UPDATE 1-Turkey's Bank Asya plans dollar sukuk in 2-3 months -CEO
* Bank would be Turkey's second to issue sukuk
* Wants to advise firms on sukuk issuance
* Focus on consumer, small business banking (Adds details on advisory plans, strategy)
By Ebru Tuncay and Seda Sezer
ISTANBUL, Dec 7 (Reuters) - Turkey's largest Islamic lender Bank Asya plans to issue a dollar-denominated sukuk, or Islamic bond, of around $200-$300 million within the next 2-3 months, Chief Executive Abdullah Celik told Reuters.
The Islamic lender will also finalise the issuance of its lira-denominated sukuk of between 100-150 million lira ($56-84 million) within the next month and half, Celik said in an interview late on Thursday.
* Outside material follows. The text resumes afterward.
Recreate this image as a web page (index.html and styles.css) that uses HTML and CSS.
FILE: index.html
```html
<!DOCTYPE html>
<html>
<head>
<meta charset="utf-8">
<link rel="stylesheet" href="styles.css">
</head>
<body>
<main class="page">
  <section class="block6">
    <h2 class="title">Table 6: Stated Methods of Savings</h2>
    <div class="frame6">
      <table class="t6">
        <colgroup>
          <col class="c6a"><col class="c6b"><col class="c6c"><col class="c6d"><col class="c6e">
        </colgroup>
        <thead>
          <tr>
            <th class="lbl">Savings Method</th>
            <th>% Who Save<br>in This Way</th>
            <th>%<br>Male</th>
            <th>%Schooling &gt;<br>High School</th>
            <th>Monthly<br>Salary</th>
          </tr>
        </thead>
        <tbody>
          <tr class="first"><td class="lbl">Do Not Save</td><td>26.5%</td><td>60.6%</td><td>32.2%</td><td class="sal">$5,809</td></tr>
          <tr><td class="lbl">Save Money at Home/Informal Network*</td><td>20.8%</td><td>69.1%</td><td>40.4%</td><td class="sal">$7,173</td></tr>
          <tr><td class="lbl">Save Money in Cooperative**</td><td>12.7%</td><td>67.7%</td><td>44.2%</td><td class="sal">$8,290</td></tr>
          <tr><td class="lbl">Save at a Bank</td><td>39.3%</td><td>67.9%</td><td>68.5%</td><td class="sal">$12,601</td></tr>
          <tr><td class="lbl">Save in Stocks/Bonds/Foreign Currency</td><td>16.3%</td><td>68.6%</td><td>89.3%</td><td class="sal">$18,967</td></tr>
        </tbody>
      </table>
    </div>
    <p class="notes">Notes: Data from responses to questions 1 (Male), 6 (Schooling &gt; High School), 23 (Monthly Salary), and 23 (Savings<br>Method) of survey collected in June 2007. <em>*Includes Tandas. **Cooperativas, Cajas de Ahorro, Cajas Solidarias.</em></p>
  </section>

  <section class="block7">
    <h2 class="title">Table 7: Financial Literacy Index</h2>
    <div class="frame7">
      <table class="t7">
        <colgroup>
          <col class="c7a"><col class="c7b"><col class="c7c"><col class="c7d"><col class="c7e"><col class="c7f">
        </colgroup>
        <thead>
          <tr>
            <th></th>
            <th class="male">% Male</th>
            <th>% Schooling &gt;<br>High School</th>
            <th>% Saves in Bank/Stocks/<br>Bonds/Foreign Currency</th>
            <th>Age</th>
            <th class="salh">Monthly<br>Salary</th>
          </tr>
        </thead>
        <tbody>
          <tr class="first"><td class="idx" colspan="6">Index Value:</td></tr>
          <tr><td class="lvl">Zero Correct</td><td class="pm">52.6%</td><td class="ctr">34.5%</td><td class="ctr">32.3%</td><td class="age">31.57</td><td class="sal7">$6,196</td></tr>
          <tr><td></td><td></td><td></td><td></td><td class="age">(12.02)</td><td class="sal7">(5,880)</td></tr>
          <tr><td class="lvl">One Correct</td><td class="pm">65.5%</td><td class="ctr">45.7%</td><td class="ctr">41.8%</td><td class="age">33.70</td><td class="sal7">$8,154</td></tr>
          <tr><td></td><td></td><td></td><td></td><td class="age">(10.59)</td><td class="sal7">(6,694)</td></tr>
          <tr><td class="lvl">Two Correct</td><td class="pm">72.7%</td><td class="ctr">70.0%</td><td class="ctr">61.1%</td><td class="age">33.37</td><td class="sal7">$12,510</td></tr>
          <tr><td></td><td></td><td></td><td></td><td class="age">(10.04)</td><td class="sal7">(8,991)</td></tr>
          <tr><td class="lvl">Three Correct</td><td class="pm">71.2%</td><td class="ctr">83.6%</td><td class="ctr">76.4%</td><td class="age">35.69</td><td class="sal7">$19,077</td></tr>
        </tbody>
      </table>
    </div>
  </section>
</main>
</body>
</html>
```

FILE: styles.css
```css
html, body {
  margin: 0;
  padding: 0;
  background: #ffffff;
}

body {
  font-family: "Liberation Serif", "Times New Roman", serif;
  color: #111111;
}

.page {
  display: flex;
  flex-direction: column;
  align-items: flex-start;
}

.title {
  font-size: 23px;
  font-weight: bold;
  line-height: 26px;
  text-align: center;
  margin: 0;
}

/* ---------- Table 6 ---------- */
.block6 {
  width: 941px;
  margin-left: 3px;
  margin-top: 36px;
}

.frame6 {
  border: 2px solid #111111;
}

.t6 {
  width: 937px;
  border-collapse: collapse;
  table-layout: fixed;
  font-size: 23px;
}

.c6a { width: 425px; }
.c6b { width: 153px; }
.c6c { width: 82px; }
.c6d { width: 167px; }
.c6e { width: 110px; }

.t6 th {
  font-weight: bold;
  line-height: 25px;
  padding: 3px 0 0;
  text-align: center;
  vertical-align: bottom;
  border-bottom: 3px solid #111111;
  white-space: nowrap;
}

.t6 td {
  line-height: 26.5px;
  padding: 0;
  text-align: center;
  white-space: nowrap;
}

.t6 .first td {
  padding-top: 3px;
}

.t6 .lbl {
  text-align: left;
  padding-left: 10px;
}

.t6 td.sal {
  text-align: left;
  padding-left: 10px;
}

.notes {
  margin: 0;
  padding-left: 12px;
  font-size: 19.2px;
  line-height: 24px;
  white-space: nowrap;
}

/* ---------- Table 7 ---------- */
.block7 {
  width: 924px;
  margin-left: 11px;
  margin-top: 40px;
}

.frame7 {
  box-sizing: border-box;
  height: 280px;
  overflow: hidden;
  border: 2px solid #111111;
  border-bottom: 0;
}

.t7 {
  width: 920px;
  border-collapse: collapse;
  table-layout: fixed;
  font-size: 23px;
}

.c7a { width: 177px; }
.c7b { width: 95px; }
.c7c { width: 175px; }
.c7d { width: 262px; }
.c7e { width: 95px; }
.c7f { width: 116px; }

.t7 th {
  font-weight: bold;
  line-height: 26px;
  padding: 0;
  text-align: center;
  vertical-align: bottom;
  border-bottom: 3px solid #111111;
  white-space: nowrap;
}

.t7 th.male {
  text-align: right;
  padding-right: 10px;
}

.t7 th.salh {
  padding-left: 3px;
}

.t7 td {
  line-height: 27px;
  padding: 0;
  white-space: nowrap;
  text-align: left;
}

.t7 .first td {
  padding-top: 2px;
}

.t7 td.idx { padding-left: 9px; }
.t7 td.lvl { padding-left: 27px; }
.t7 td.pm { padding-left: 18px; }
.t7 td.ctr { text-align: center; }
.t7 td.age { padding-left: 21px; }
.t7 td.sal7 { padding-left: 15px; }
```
Turkey's Islamic banks have so far issued only two sukuk. Both were issued by Kuveyt Turk, 62 percent owned by Kuwait Finance House, which raised a total of $450 million in 2010 and 2011.
In November 2011 Bank Asya shelved a plan for a $300 million, five-year sukuk issue, citing "adverse developments in international markets".
After issuing its own sukuk, Bank Asya may shift attention to underwriting Islamic bond issues for Turkish companies and is setting up a brokerage unit to advise firms, Celik said.
"We will mediate in sukuk issuances and finding partners for firms. But as Bank Asya we could also make partnerships," he said.
Bank Asya put up its insurance unit Isik Sigorta for sale in February but decided not to accept bids it received after talks with possible German and Canadian buyers, Celik said, without giving further details.
"We do not have to sell Isik Sigorta," he said.
He said Bank Asya expected its loans and deposits to grow 20 percent this year and more than 18 percent in 2013.
Its strategy would be to open more branches throughout Turkey and focus on consumer banking and loans for small and medium enterprises rather than corporate banking, Celik said.